Religiões trocadas: “Tive que aprender o Pai-Nosso”, conta a muçulmana Wafa’a Celine Halawi, que interpreta uma cristã no filme; Charbel Kamel, que é cristão, precisou aprender o Corão CRÉDITO: PIERRE DE KERCHOVE_MATIZAR FILMES_2022
A tragédia libanesa em um filme brasileiro
Retrato de um certo Oriente, longa de Marcelo Gomes, reflete sobre desterrados de todo o mundo
Pela terceira vez, a atriz libanesa Wafa’a Halawi veio ao Brasil. A primeira foi em 2020, para o início das filmagens de Retrato de um certo Oriente, longa-metragem do diretor Marcelo Gomes, do qual ela é a protagonista. Os trabalhos foram interrompidos duas semanas depois, por causa da chegada da pandemia de Covid. A segunda vez foi em 2022, para a conclusão das filmagens.
Em outubro passado, ela retornou para o lançamento do filme baseado no romance Relato de um certo Oriente, do escritor Milton Hatoum. Halawi participou de um festival de cinema no Rio e foi em seguida para a Festa Literária Internacional de Paraty (Flip), onde o filme foi exibido e debatido. Essa terceira viagem ao Brasil, que para ela seria uma relaxante imersão na vida cultural no país, se transformou numa temporada de ansiedade e medo.
Assim que Halawi deixou o Líbano, bombas israelenses começaram a cair sobre várias aldeias, ao mesmo tempo que as Forças de Defesa de Israel iniciavam um ataque por terra ao Sul do país, numa ação contra o braço armado do grupo político Hezbollah.
“O filme se passa no final dos anos 1940, mas fala das mesmas coisas que estão acontecendo agora: guerra, crise, deslocamentos, fuga do país e a busca de um lugar seguro, de um lar no mundo”, diz a atriz, em Paraty, a Consuelo Dieguez, na edição deste mês da piauí. “A cada vez, pensamos que não pode ser pior. Mas pode ser, sim. No intervalo entre a minha primeira vinda para cá e agora, tivemos a Covid e a explosão do porto de Beirute, que matou dezenas de pessoas. Dessa vez, voltar ao Brasil é muito diferente, porque a situação lá é ainda mais terrível. É uma guerra desumana. Todo mundo tem medo do que vai acontecer.”

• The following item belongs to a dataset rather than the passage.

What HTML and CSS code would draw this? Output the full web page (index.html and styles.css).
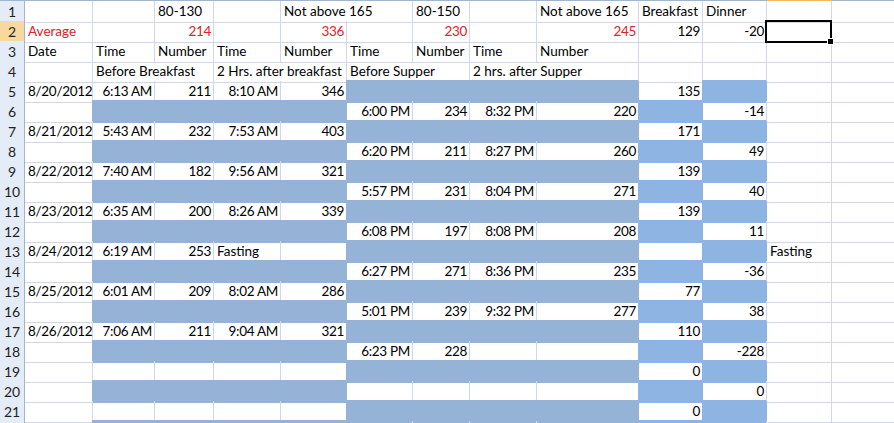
FILE: index.html
```html
<!DOCTYPE html>
<html>
<head>
<meta charset="utf-8">
<link rel="stylesheet" href="styles.css">
</head>
<body>
<div class="sheet">
  <div class="colbar"><div></div><div></div><div></div><div></div><div></div><div></div><div></div><div></div><div></div><div></div><div></div><div></div><div class="csel"></div><div></div></div>

  <div class="row"><div class="rh">1</div><div class="c"></div><div class="c"></div><div class="c">80-130</div><div class="c"></div><div class="c ov">Not above 165</div><div class="c"></div><div class="c">80-150</div><div class="c"></div><div class="c">Not above 165</div><div class="c">Breakfast</div><div class="c">Dinner</div><div class="c"></div><div class="c"></div></div>

  <div class="row"><div class="rh on">2</div><div class="c red">Average</div><div class="c"></div><div class="c r red">214</div><div class="c"></div><div class="c r red">336</div><div class="c"></div><div class="c r red">230</div><div class="c"></div><div class="c r red">245</div><div class="c r">129</div><div class="c r">-20</div><div class="c sel"><span class="cur"></span><span class="handle"></span></div><div class="c"></div></div>

  <div class="row"><div class="rh">3</div><div class="c">Date</div><div class="c">Time</div><div class="c">Number</div><div class="c">Time</div><div class="c">Number</div><div class="c">Time</div><div class="c">Number</div><div class="c">Time</div><div class="c">Number</div><div class="c"></div><div class="c"></div><div class="c"></div><div class="c"></div></div>

  <div class="row"><div class="rh">4</div><div class="c"></div><div class="c ov">Before Breakfast</div><div class="c"></div><div class="c ov">2 Hrs. after breakfast</div><div class="c"></div><div class="c ov">Before Supper</div><div class="c"></div><div class="c ov">2 hrs. after Supper</div><div class="c"></div><div class="c"></div><div class="c"></div><div class="c"></div><div class="c"></div></div>

  <div class="row"><div class="rh">5</div><div class="c r">8/20/2012</div><div class="c r">6:13 AM</div><div class="c r">211</div><div class="c r">8:10 AM</div><div class="c r">346</div><div class="c b"></div><div class="c b"></div><div class="c b"></div><div class="c b"></div><div class="c r">135</div><div class="c k"></div><div class="c"></div><div class="c"></div></div>

  <div class="row"><div class="rh">6</div><div class="c"></div><div class="c b"></div><div class="c b"></div><div class="c b"></div><div class="c b"></div><div class="c r">6:00 PM</div><div class="c r">234</div><div class="c r">8:32 PM</div><div class="c r">220</div><div class="c k"></div><div class="c r">-14</div><div class="c"></div><div class="c"></div></div>

  <div class="row"><div class="rh">7</div><div class="c r">8/21/2012</div><div class="c r">5:43 AM</div><div class="c r">232</div><div class="c r">7:53 AM</div><div class="c r">403</div><div class="c b"></div><div class="c b"></div><div class="c b"></div><div class="c b"></div><div class="c r">171</div><div class="c k"></div><div class="c"></div><div class="c"></div></div>

  <div class="row"><div class="rh">8</div><div class="c"></div><div class="c b"></div><div class="c b"></div><div class="c b"></div><div class="c b"></div><div class="c r">6:20 PM</div><div class="c r">211</div><div class="c r">8:27 PM</div><div class="c r">260</div><div class="c k"></div><div class="c r">49</div><div class="c"></div><div class="c"></div></div>

  <div class="row"><div class="rh">9</div><div class="c r">8/22/2012</div><div class="c r">7:40 AM</div><div class="c r">182</div><div class="c r">9:56 AM</div><div class="c r">321</div><div class="c b"></div><div class="c b"></div><div class="c b"></div><div class="c b"></div><div class="c r">139</div><div class="c k"></div><div class="c"></div><div class="c"></div></div>

  <div class="row"><div class="rh">10</div><div class="c"></div><div class="c b"></div><div class="c b"></div><div class="c b"></div><div class="c b"></div><div class="c r">5:57 PM</div><div class="c r">231</div><div class="c r">8:04 PM</div><div class="c r">271</div><div class="c k"></div><div class="c r">40</div><div class="c"></div><div class="c"></div></div>

  <div class="row"><div class="rh">11</div><div class="c r">8/23/2012</div><div class="c r">6:35 AM</div><div class="c r">200</div><div class="c r">8:26 AM</div><div class="c r">339</div><div class="c b"></div><div class="c b"></div><div class="c b"></div><div class="c b"></div><div class="c r">139</div><div class="c k"></div><div class="c"></div><div class="c"></div></div>

  <div class="row"><div class="rh">12</div><div class="c"></div><div class="c b"></div><div class="c b"></div><div class="c b"></div><div class="c b"></div><div class="c r">6:08 PM</div><div class="c r">197</div><div class="c r">8:08 PM</div><div class="c r">208</div><div class="c k"></div><div class="c r">11</div><div class="c"></div><div class="c"></div></div>

  <div class="row"><div class="rh">13</div><div class="c r">8/24/2012</div><div class="c r">6:19 AM</div><div class="c r">253</div><div class="c">Fasting</div><div class="c"></div><div class="c b"></div><div class="c b"></div><div class="c b"></div><div class="c b"></div><div class="c"></div><div class="c k"></div><div class="c">Fasting</div><div class="c"></div></div>

  <div class="row"><div class="rh">14</div><div class="c"></div><div class="c b"></div><div class="c b"></div><div class="c b"></div><div class="c b"></div><div class="c r">6:27 PM</div><div class="c r">271</div><div class="c r">8:36 PM</div><div class="c r">235</div><div class="c k"></div><div class="c r">-36</div><div class="c"></div><div class="c"></div></div>

  <div class="row"><div class="rh">15</div><div class="c r">8/25/2012</div><div class="c r">6:01 AM</div><div class="c r">209</div><div class="c r">8:02 AM</div><div class="c r">286</div><div class="c b"></div><div class="c b"></div><div class="c b"></div><div class="c b"></div><div class="c r">77</div><div class="c k"></div><div class="c"></div><div class="c"></div></div>

  <div class="row"><div class="rh">16</div><div class="c"></div><div class="c b"></div><div class="c b"></div><div class="c b"></div><div class="c b"></div><div class="c r">5:01 PM</div><div class="c r">239</div><div class="c r">9:32 PM</div><div class="c r">277</div><div class="c k"></div><div class="c r">38</div><div class="c"></div><div class="c"></div></div>

  <div class="row"><div class="rh">17</div><div class="c r">8/26/2012</div><div class="c r">7:06 AM</div><div class="c r">211</div><div class="c r">9:04 AM</div><div class="c r">321</div><div class="c b"></div><div class="c b"></div><div class="c b"></div><div class="c b"></div><div class="c r">110</div><div class="c k"></div><div class="c"></div><div class="c"></div></div>

  <div class="row"><div class="rh">18</div><div class="c"></div><div class="c b"></div><div class="c b"></div><div class="c b"></div><div class="c b"></div><div class="c r">6:23 PM</div><div class="c r">228</div><div class="c"></div><div class="c"></div><div class="c k"></div><div class="c r">-228</div><div class="c"></div><div class="c"></div></div>

  <div class="row"><div class="rh">19</div><div class="c"></div><div class="c"></div><div class="c"></div><div class="c"></div><div class="c"></div><div class="c b"></div><div class="c b"></div><div class="c b"></div><div class="c b"></div><div class="c r">0</div><div class="c k"></div><div class="c"></div><div class="c"></div></div>

  <div class="row"><div class="rh">20</div><div class="c"></div><div class="c b"></div><div class="c b"></div><div class="c b"></div><div class="c b"></div><div class="c"></div><div class="c"></div><div class="c"></div><div class="c"></div><div class="c k"></div><div class="c r">0</div><div class="c"></div><div class="c"></div></div>

  <div class="row"><div class="rh">21</div><div class="c"></div><div class="c"></div><div class="c"></div><div class="c"></div><div class="c"></div><div class="c b"></div><div class="c b"></div><div class="c b"></div><div class="c b"></div><div class="c r">0</div><div class="c k"></div><div class="c"></div><div class="c"></div></div>

  <div class="row"><div class="rh"></div><div class="c"></div><div class="c b"></div><div class="c b"></div><div class="c b"></div><div class="c b"></div><div class="c"></div><div class="c"></div><div class="c"></div><div class="c"></div><div class="c k"></div><div class="c"></div><div class="c"></div><div class="c"></div></div>
</div>
</body>
</html>
```

FILE: styles.css
```css
html, body {
  margin: 0;
  padding: 0;
  background: #ffffff;
}

body {
  font-family: Lato, "Liberation Sans", sans-serif;
  font-size: 13.5px;
  color: #000000;
}

.sheet {
  width: 894px;
  height: 423px;
  overflow: hidden;
}

.colbar,
.row {
  display: grid;
  grid-template-columns: 25px 68px 62px 59px 67px 66px 66px 57px 67px 102px 64px 64px 65px 63px;
}

.colbar {
  height: 1px;
  background: #9eb6ce;
}

.colbar .csel {
  background: #f4b860;
}

.row {
  height: 20px;
}

.rh {
  background: #e4ecf7;
  border-right: 1px solid #9eb6ce;
  border-bottom: 1px solid #c5d3e6;
  text-align: center;
  line-height: 21px;
  font-size: 14px;
  color: #1f1f1f;
}

.rh.on {
  background: #f8d89e;
  border-bottom-color: #f0b868;
}

.c {
  border-right: 1px solid #d0d7e5;
  border-bottom: 1px solid #d0d7e5;
  padding: 0 2px 0 3px;
  line-height: 21px;
  white-space: nowrap;
  min-width: 0;
  overflow: visible;
}

.r {
  text-align: right;
  letter-spacing: -0.3px;
}

.red {
  color: #e3202a;
}

.ov {
  border-right-color: transparent;
}

.b {
  background: #95b3d7;
  border-color: #95b3d7;
  box-shadow: -1px -1px 0 0 #95b3d7;
}

.k {
  background: #8db4e2;
  border-color: #8db4e2;
  box-shadow: -1px -1px 0 0 #8db4e2;
}

.sel {
  position: relative;
}

.cur {
  position: absolute;
  left: -2px;
  top: -1px;
  right: -1px;
  bottom: -1px;
  border: 2px solid #000000;
}

.handle {
  position: absolute;
  right: -3px;
  bottom: -3px;
  width: 5px;
  height: 5px;
  background: #000000;
  border: 1px solid #ffffff;
}
```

O filme se inicia em 1948. Para escapar de uma guerra entre Israel e o Líbano, dois irmãos libaneses católicos, Emilie (interpretada por Halawi) e Emir (Zakaria Kaakour), viajam para o Brasil. Durante a viagem, ela se apaixona por Omar (Charbel Kamel), um comerciante muçulmano, o que trará consequências trágicas. A eles se junta, no barco que os leva a Manaus, uma indígena cuja tribo está sendo expulsa de suas terras. “Uma das grandes intuições do Marcelo Gomes foi captar o espírito do tempo, embora esta seja uma expressão em desuso. Ele inseriu questões muito relevantes e atuais que não estão no romance, que tem uma dimensão intimista muito forte”, afirma Milton Hatoum.
Um dado curioso é que os dois atores libaneses que interpretam os irmãos Emilie e Emir são muçulmanos na vida real e cristãos na trama. Já o ator que interpreta o mercador enamorado de Emilie é cristão, mas no filme faz um muçulmano. “Isso foi muito interessante, porque nos obrigou a entender a religião uns dos outros. Eu tive que aprender a rezar o Pai-Nosso e a Ave-Maria”, conta Halawi. Já Charbel Kamel teve que rezar o Corão, que aprendeu com um imã, no Líbano.
No dia 27 de novembro passado, entrou em vigor um cessar-fogo entre Israel e o Hezbollah.